Solution

The function \(y\) is defined by \(y=3x-2x^2\). Write down its derivative and show that, when \(x=5\), a small increase in \(x\) of \(p\%\) causes an increase in the magnitude of \(y\) of approximately \(17p/7\%\).

The derivative of \(y=3x-2x^2\) is \(y'=\dfrac{dy}{dx}=3-4x\), so when \(x = 5, y = -35\) and \(y'=-17\).

We now approximate the curve with the tangent to the curve at \(x=5,\) which is justified if we are close to \((5,-35)\).

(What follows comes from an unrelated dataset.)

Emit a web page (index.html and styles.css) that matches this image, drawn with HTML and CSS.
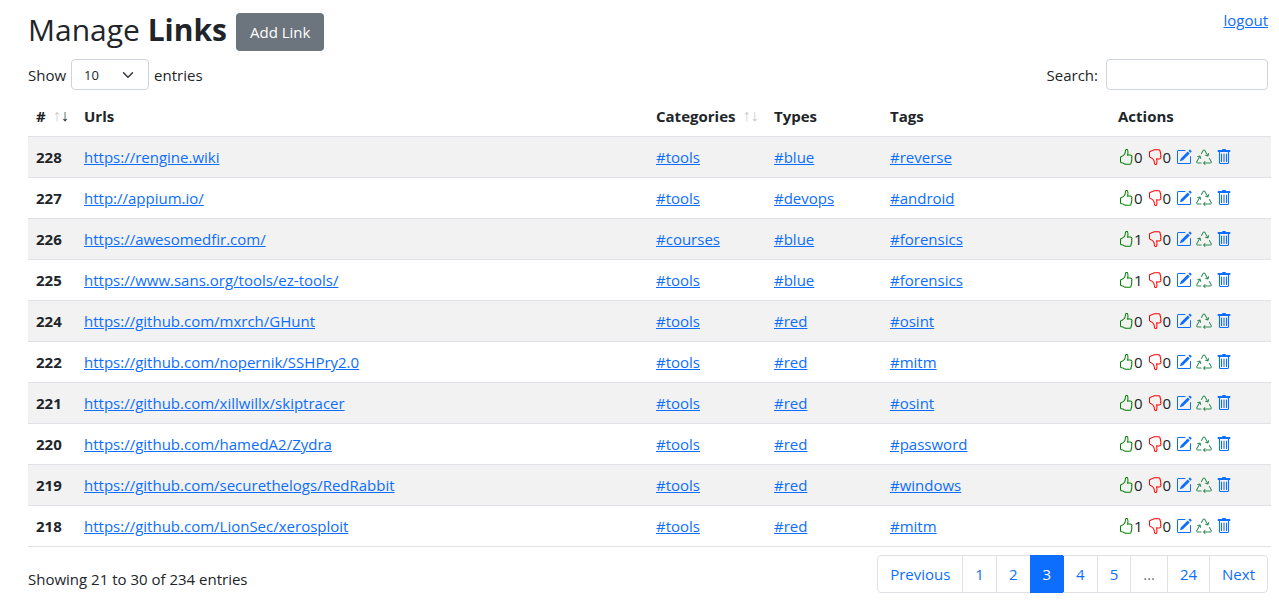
FILE: index.html
```
<!DOCTYPE html>
<html lang="en">
<head>
<meta charset="utf-8">
<title>Manage Links</title>
<link rel="stylesheet" href="styles.css">
</head>
<body>
<svg class="sprite" aria-hidden="true">
<symbol id="up" viewBox="0 0 16 16"><path d="M8.864.046C7.908-.193 7.02.53 6.956 1.466c-.072 1.051-.23 2.016-.428 2.59-.125.36-.479 1.013-1.04 1.639-.557.623-1.282 1.178-2.131 1.41C2.685 7.288 2 7.87 2 8.72v4.001c0 .845.682 1.464 1.448 1.545 1.07.114 1.564.415 2.068.723l.048.03c.272.165.578.348.97.484.397.136.861.217 1.466.217h3.5c.937 0 1.599-.477 1.934-1.064a1.86 1.86 0 0 0 .254-.912c0-.152-.023-.312-.077-.464.201-.263.38-.578.488-.901.11-.33.172-.762.004-1.149.069-.13.12-.269.159-.403.077-.27.113-.568.113-.857 0-.288-.036-.585-.113-.856a2.144 2.144 0 0 0-.138-.362 1.9 1.9 0 0 0 .234-1.734c-.206-.592-.682-1.1-1.2-1.272-.847-.282-1.803-.276-2.516-.211a9.84 9.84 0 0 0-.443.05 9.365 9.365 0 0 0-.062-4.509A1.38 1.38 0 0 0 9.125.111L8.864.046zM11.5 14.721H8c-.51 0-.863-.069-1.14-.164-.281-.097-.506-.228-.776-.393l-.04-.024c-.555-.339-1.198-.731-2.49-.868-.333-.036-.554-.29-.554-.55V8.72c0-.254.226-.543.62-.65 1.095-.3 1.977-.996 2.614-1.708.635-.71 1.064-1.475 1.238-1.978.243-.7.407-1.768.482-2.85.025-.362.36-.594.667-.518l.262.066c.16.04.258.143.288.255a8.34 8.34 0 0 1-.145 4.725.5.5 0 0 0 .595.644l.003-.001.014-.003.058-.014a8.908 8.908 0 0 1 1.036-.157c.663-.06 1.457-.054 2.11.164.175.058.45.3.57.65.107.308.087.67-.266 1.022l-.353.353.353.354c.043.043.105.141.154.315.048.167.075.37.075.581 0 .212-.027.414-.075.582-.05.174-.111.272-.154.315l-.353.353.353.354c.047.047.109.177.005.488a2.224 2.224 0 0 1-.505.805l-.353.353.353.354c.006.005.041.05.041.17a.866.866 0 0 1-.121.416c-.165.288-.503.56-1.066.56z"/></symbol>
<symbol id="down" viewBox="0 0 16 16"><path transform="matrix(1 0 0 -1 0 16)" d="M8.864.046C7.908-.193 7.02.53 6.956 1.466c-.072 1.051-.23 2.016-.428 2.59-.125.36-.479 1.013-1.04 1.639-.557.623-1.282 1.178-2.131 1.41C2.685 7.288 2 7.87 2 8.72v4.001c0 .845.682 1.464 1.448 1.545 1.07.114 1.564.415 2.068.723l.048.03c.272.165.578.348.97.484.397.136.861.217 1.466.217h3.5c.937 0 1.599-.477 1.934-1.064a1.86 1.86 0 0 0 .254-.912c0-.152-.023-.312-.077-.464.201-.263.38-.578.488-.901.11-.33.172-.762.004-1.149.069-.13.12-.269.159-.403.077-.27.113-.568.113-.857 0-.288-.036-.585-.113-.856a2.144 2.144 0 0 0-.138-.362 1.9 1.9 0 0 0 .234-1.734c-.206-.592-.682-1.1-1.2-1.272-.847-.282-1.803-.276-2.516-.211a9.84 9.84 0 0 0-.443.05 9.365 9.365 0 0 0-.062-4.509A1.38 1.38 0 0 0 9.125.111L8.864.046zM11.5 14.721H8c-.51 0-.863-.069-1.14-.164-.281-.097-.506-.228-.776-.393l-.04-.024c-.555-.339-1.198-.731-2.49-.868-.333-.036-.554-.29-.554-.55V8.72c0-.254.226-.543.62-.65 1.095-.3 1.977-.996 2.614-1.708.635-.71 1.064-1.475 1.238-1.978.243-.7.407-1.768.482-2.85.025-.362.36-.594.667-.518l.262.066c.16.04.258.143.288.255a8.34 8.34 0 0 1-.145 4.725.5.5 0 0 0 .595.644l.003-.001.014-.003.058-.014a8.908 8.908 0 0 1 1.036-.157c.663-.06 1.457-.054 2.11.164.175.058.45.3.57.65.107.308.087.67-.266 1.022l-.353.353.353.354c.043.043.105.141.154.315.048.167.075.37.075.581 0 .212-.027.414-.075.582-.05.174-.111.272-.154.315l-.353.353.353.354c.047.047.109.177.005.488a2.224 2.224 0 0 1-.505.805l-.353.353.353.354c.006.005.041.05.041.17a.866.866 0 0 1-.121.416c-.165.288-.503.56-1.066.56z"/></symbol>
<symbol id="edit" viewBox="0 0 16 16"><path d="M15.502 1.94a.5.5 0 0 1 0 .706L14.459 3.69l-2-2L13.502.646a.5.5 0 0 1 .707 0l1.293 1.293zm-1.75 2.456-2-2L4.939 9.21a.5.5 0 0 0-.121.196l-.805 2.414a.25.25 0 0 0 .316.316l2.414-.805a.5.5 0 0 0 .196-.12l6.813-6.814z"/><path d="M1 13.5A1.5 1.5 0 0 0 2.5 15h11a1.5 1.5 0 0 0 1.5-1.5v-6a.5.5 0 0 0-1 0v6a.5.5 0 0 1-.5.5h-11a.5.5 0 0 1-.5-.5v-11a.5.5 0 0 1 .5-.5H9a.5.5 0 0 0 0-1H2.5A1.5 1.5 0 0 0 1 2.5v11z"/></symbol>
<symbol id="recycle" viewBox="0 0 16 16"><path d="M9.302 1.256a1.5 1.5 0 0 0-2.604 0l-1.704 2.98a.5.5 0 0 0 .869.497l1.703-2.981a.5.5 0 0 1 .868 0l2.54 4.444-1.256-.337a.5.5 0 1 0-.26.966l2.415.647a.5.5 0 0 0 .613-.353l.647-2.415a.5.5 0 1 0-.966-.259l-.333 1.242-2.532-4.431zM2.973 7.773l-1.255.337a.5.5 0 1 1-.26-.966l2.416-.647a.5.5 0 0 1 .612.353l.647 2.415a.5.5 0 0 1-.966.259l-.333-1.242-2.545 4.454a.5.5 0 0 0 .434.748H5a.5.5 0 0 1 0 1H1.723A1.5 1.5 0 0 1 .421 12.24l2.552-4.467zm10.89 1.463a.5.5 0 1 0-.868.496l1.716 3.004a.5.5 0 0 1-.434.748h-5.57l.647-.646a.5.5 0 1 0-.708-.707l-1.5 1.5a.498.498 0 0 0 0 .707l1.5 1.5a.5.5 0 1 0 .708-.707l-.647-.647h5.57a1.5 1.5 0 0 0 1.302-2.244l-1.716-3.004z"/></symbol>
<symbol id="trash" viewBox="0 0 16 16"><path d="M6 1a1 1 0 0 1 1-1h2a1 1 0 0 1 1 1h3.500a1 1 0 0 1 0 2H2.500a1 1 0 0 1 0-2z"/><path d="M3.500 3v10.500a1 1 0 0 0 1 1h7a1 1 0 0 0 1-1V3M5.500 5v7.500M8 5v7.500M10.500 5v7.500" fill="none" stroke="currentColor" stroke-width="1.100" stroke-linecap="round"/></symbol>
</svg>
<main class="page">
<header class="topbar">
<div class="heading"><h1 class="title">Manage <b>Links</b></h1><button class="btn-add" type="button">Add Link</button></div>
<a class="logout" href="#">logout</a>
</header>
<div class="controls">
<label class="length">Show <select class="length-select"><option>10</option><option>25</option><option>50</option></select> entries</label>
<label class="filter">Search: <input class="filter-input" type="search"></label>
</div>
<table class="links">
<colgroup><col class="col-id"><col class="col-url"><col class="col-cat"><col class="col-type"><col class="col-tag"><col class="col-act"></colgroup>
<thead><tr>
<th><span class="sortable"># <span class="sort"><i>↑</i><i class="on">↓</i></span></span></th><th>Urls</th><th><span class="sortable">Categories <span class="sort"><i>↑</i><i>↓</i></span></span></th><th>Types</th><th>Tags</th><th>Actions</th>
</tr></thead>
<tbody>
<tr><th>228</th><td><a href="#">https://rengine.wiki</a></td><td><a href="#">#tools</a></td><td><a href="#">#blue</a></td><td><a href="#">#reverse</a></td><td><div class="actions"><span class="vote"><a class="icon up" href="#" aria-label="Like"><svg><use href="#up"/></svg></a>0</span><span class="vote"><a class="icon down" href="#" aria-label="Dislike"><svg><use href="#down"/></svg></a>0</span><a class="icon" href="#" aria-label="Edit"><svg><use href="#edit"/></svg></a><a class="icon recycle" href="#" aria-label="Recycle"><svg><use href="#recycle"/></svg></a><a class="icon" href="#" aria-label="Delete"><svg><use href="#trash"/></svg></a></div></td></tr>
<tr><th>227</th><td><a href="#">http://appium.io/</a></td><td><a href="#">#tools</a></td><td><a href="#">#devops</a></td><td><a href="#">#android</a></td><td><div class="actions"><span class="vote"><a class="icon up" href="#" aria-label="Like"><svg><use href="#up"/></svg></a>0</span><span class="vote"><a class="icon down" href="#" aria-label="Dislike"><svg><use href="#down"/></svg></a>0</span><a class="icon" href="#" aria-label="Edit"><svg><use href="#edit"/></svg></a><a class="icon recycle" href="#" aria-label="Recycle"><svg><use href="#recycle"/></svg></a><a class="icon" href="#" aria-label="Delete"><svg><use href="#trash"/></svg></a></div></td></tr>
<tr><th>226</th><td><a href="#">https://awesomedfir.com/</a></td><td><a href="#">#courses</a></td><td><a href="#">#blue</a></td><td><a href="#">#forensics</a></td><td><div class="actions"><span class="vote"><a class="icon up" href="#" aria-label="Like"><svg><use href="#up"/></svg></a>1</span><span class="vote"><a class="icon down" href="#" aria-label="Dislike"><svg><use href="#down"/></svg></a>0</span><a class="icon" href="#" aria-label="Edit"><svg><use href="#edit"/></svg></a><a class="icon recycle" href="#" aria-label="Recycle"><svg><use href="#recycle"/></svg></a><a class="icon" href="#" aria-label="Delete"><svg><use href="#trash"/></svg></a></div></td></tr>
<tr><th>225</th><td><a href="#">https://www.sans.org/tools/ez-tools/</a></td><td><a href="#">#tools</a></td><td><a href="#">#blue</a></td><td><a href="#">#forensics</a></td><td><div class="actions"><span class="vote"><a class="icon up" href="#" aria-label="Like"><svg><use href="#up"/></svg></a>1</span><span class="vote"><a class="icon down" href="#" aria-label="Dislike"><svg><use href="#down"/></svg></a>0</span><a class="icon" href="#" aria-label="Edit"><svg><use href="#edit"/></svg></a><a class="icon recycle" href="#" aria-label="Recycle"><svg><use href="#recycle"/></svg></a><a class="icon" href="#" aria-label="Delete"><svg><use href="#trash"/></svg></a></div></td></tr>
<tr><th>224</th><td><a href="#">https://github.com/mxrch/GHunt</a></td><td><a href="#">#tools</a></td><td><a href="#">#red</a></td><td><a href="#">#osint</a></td><td><div class="actions"><span class="vote"><a class="icon up" href="#" aria-label="Like"><svg><use href="#up"/></svg></a>0</span><span class="vote"><a class="icon down" href="#" aria-label="Dislike"><svg><use href="#down"/></svg></a>0</span><a class="icon" href="#" aria-label="Edit"><svg><use href="#edit"/></svg></a><a class="icon recycle" href="#" aria-label="Recycle"><svg><use href="#recycle"/></svg></a><a class="icon" href="#" aria-label="Delete"><svg><use href="#trash"/></svg></a></div></td></tr>
<tr><th>222</th><td><a href="#">https://github.com/nopernik/SSHPry2.0</a></td><td><a href="#">#tools</a></td><td><a href="#">#red</a></td><td><a href="#">#mitm</a></td><td><div class="actions"><span class="vote"><a class="icon up" href="#" aria-label="Like"><svg><use href="#up"/></svg></a>0</span><span class="vote"><a class="icon down" href="#" aria-label="Dislike"><svg><use href="#down"/></svg></a>0</span><a class="icon" href="#" aria-label="Edit"><svg><use href="#edit"/></svg></a><a class="icon recycle" href="#" aria-label="Recycle"><svg><use href="#recycle"/></svg></a><a class="icon" href="#" aria-label="Delete"><svg><use href="#trash"/></svg></a></div></td></tr>
<tr><th>221</th><td><a href="#">https://github.com/xillwillx/skiptracer</a></td><td><a href="#">#tools</a></td><td><a href="#">#red</a></td><td><a href="#">#osint</a></td><td><div class="actions"><span class="vote"><a class="icon up" href="#" aria-label="Like"><svg><use href="#up"/></svg></a>0</span><span class="vote"><a class="icon down" href="#" aria-label="Dislike"><svg><use href="#down"/></svg></a>0</span><a class="icon" href="#" aria-label="Edit"><svg><use href="#edit"/></svg></a><a class="icon recycle" href="#" aria-label="Recycle"><svg><use href="#recycle"/></svg></a><a class="icon" href="#" aria-label="Delete"><svg><use href="#trash"/></svg></a></div></td></tr>
<tr><th>220</th><td><a href="#">https://github.com/hamedA2/Zydra</a></td><td><a href="#">#tools</a></td><td><a href="#">#red</a></td><td><a href="#">#password</a></td><td><div class="actions"><span class="vote"><a class="icon up" href="#" aria-label="Like"><svg><use href="#up"/></svg></a>0</span><span class="vote"><a class="icon down" href="#" aria-label="Dislike"><svg><use href="#down"/></svg></a>0</span><a class="icon" href="#" aria-label="Edit"><svg><use href="#edit"/></svg></a><a class="icon recycle" href="#" aria-label="Recycle"><svg><use href="#recycle"/></svg></a><a class="icon" href="#" aria-label="Delete"><svg><use href="#trash"/></svg></a></div></td></tr>
<tr><th>219</th><td><a href="#">https://github.com/securethelogs/RedRabbit</a></td><td><a href="#">#tools</a></td><td><a href="#">#red</a></td><td><a href="#">#windows</a></td><td><div class="actions"><span class="vote"><a class="icon up" href="#" aria-label="Like"><svg><use href="#up"/></svg></a>0</span><span class="vote"><a class="icon down" href="#" aria-label="Dislike"><svg><use href="#down"/></svg></a>0</span><a class="icon" href="#" aria-label="Edit"><svg><use href="#edit"/></svg></a><a class="icon recycle" href="#" aria-label="Recycle"><svg><use href="#recycle"/></svg></a><a class="icon" href="#" aria-label="Delete"><svg><use href="#trash"/></svg></a></div></td></tr>
<tr><th>218</th><td><a href="#">https://github.com/LionSec/xerosploit</a></td><td><a href="#">#tools</a></td><td><a href="#">#red</a></td><td><a href="#">#mitm</a></td><td><div class="actions"><span class="vote"><a class="icon up" href="#" aria-label="Like"><svg><use href="#up"/></svg></a>1</span><span class="vote"><a class="icon down" href="#" aria-label="Dislike"><svg><use href="#down"/></svg></a>0</span><a class="icon" href="#" aria-label="Edit"><svg><use href="#edit"/></svg></a><a class="icon recycle" href="#" aria-label="Recycle"><svg><use href="#recycle"/></svg></a><a class="icon" href="#" aria-label="Delete"><svg><use href="#trash"/></svg></a></div></td></tr>
</tbody>
</table>
<footer class="footer">
<div class="info">Showing 21 to 30 of 234 entries</div>
<nav class="pager" aria-label="Pages"><a href="#">Previous</a><a href="#">1</a><a href="#">2</a><a class="active" href="#" aria-current="page">3</a><a href="#">4</a><a href="#">5</a><span>…</span><a href="#">24</a><a href="#">Next</a></nav>
</footer>
</main>
</body>
</html>
```
FILE: styles.css
```
*, *::before, *::after { box-sizing: border-box; }
body {
  margin: 0;
  font: 15px/24px "Segoe UI", "Open Sans", "Noto Sans", sans-serif;
  color: #212529;
  background: #fff;
}
a { color: #0d6efd; }
.sprite { display: none; }
.page { padding: 8px 11px 8px 28px; }
.topbar { display: flex; justify-content: space-between; align-items: flex-start; }
.heading { display: flex; align-items: flex-end; gap: 9px; }
.title { margin: 0; font-size: 30px; line-height: 43px; font-weight: 400; }
.title b { font-weight: 700; }
.btn-add {
  height: 38px;
  padding: 0 14px;
  border: 0;
  border-radius: 4px;
  background: #6c757d;
  color: #fff;
  font: inherit;
}
.controls { display: flex; justify-content: space-between; margin-top: 8px; }
.length, .filter { display: flex; align-items: center; gap: 5px; }
.filter { gap: 8px; }
.length-select {
  width: 78px;
  height: 31px;
  padding: 0 12px;
  border: 1px solid #ced4da;
  border-radius: 4px;
  appearance: none;
  background: #fff url("data:image/svg+xml,%3Csvg xmlns='http://www.w3.org/2000/svg' viewBox='0 0 16 16'%3E%3Cpath fill='none' stroke='%23343a40' stroke-linecap='round' stroke-linejoin='round' stroke-width='2' d='M2 5l6 6 6-6'/%3E%3C/svg%3E") no-repeat right 14px center / 12px 12px;
  color: inherit;
  font: inherit;
  font-size: 13px;
}
.filter-input {
  width: 162px;
  height: 31px;
  padding: 0 8px;
  border: 1px solid #ced4da;
  border-radius: 4px;
  background: #fff;
  font: inherit;
}
.links {
  width: calc(100% + 3px);
  margin-top: 6px;
  table-layout: fixed;
  border-collapse: separate;
  border-spacing: 0;
}
.col-id { width: 48px; }
.col-cat { width: 118px; }
.col-type { width: 116px; }
.col-tag { width: 228px; }
.col-act { width: 161px; }
.links th, .links td {
  height: 41px;
  padding: 8px;
  border-bottom: 1px solid #dee2e6;
  text-align: left;
  vertical-align: middle;
  white-space: nowrap;
}
.links th { padding-right: 0; }
.links tbody tr:nth-child(odd) { background: #f2f2f2; }
.sortable { display: flex; gap: 7px; }
.sort { display: flex; font-family: "Liberation Sans", sans-serif; font-size: 16px; font-weight: 400; }
.sort i { font-style: normal; color: #c8c9ca; }
.sort .on { color: #212529; }
.actions { display: flex; align-items: center; gap: 4px; }
.vote { display: flex; align-items: center; }
.vote + .icon { margin-left: 1px; }
.icon { display: flex; }
.icon svg { width: 16px; height: 16px; fill: currentColor; }
.up { color: #008000; }
.down { color: #f00; }
.recycle { color: #2e8b57; }
.footer { display: flex; justify-content: space-between; align-items: flex-start; margin-top: 8px; }
.info { padding-top: 12px; }
.pager { display: flex; border: 1px solid #dee2e6; border-radius: 4px; }
.pager > * {
  height: 36px;
  padding: 6px 12px;
  text-decoration: none;
}
.pager > * + * { border-left: 1px solid #dee2e6; }
.pager span { color: #6c757d; }
.pager .active { height: 38px; margin: -1px 0; padding: 7px 12px; border-color: #0d6efd; background: #0d6efd; color: #fff; }
.pager .active + * { border-color: #0d6efd; }
```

tangent to curve y equals three x minus two x squared at x equals 5

Suppose that \((x + \delta x, y + \delta y)\) is on the curve. Then we can express the percentage increase in \(x\) by \[ \frac{\delta x}{x}\times 100=p, \] and similarly the percentage increase in \(y\) by \[ \frac{\delta y}{y} \times 100 = q. \] Dividing these, we get \(\dfrac{\delta y}{\delta x} \dfrac{x}{y} = \dfrac{q}{p}\). Now if \(\delta x\) and \(\delta y\) are small, \(\dfrac{\delta y}{\delta x} \approx \dfrac{dy}{dx}\), so at \(x = 5, \dfrac{q}{p} \approx -17 \times \dfrac{5}{-35}\).

This gives us that \(q = \dfrac{17p}{7}\), and therefore the magnitude of \(y\) increases by approximately \(\dfrac{17p}{7}\) per cent.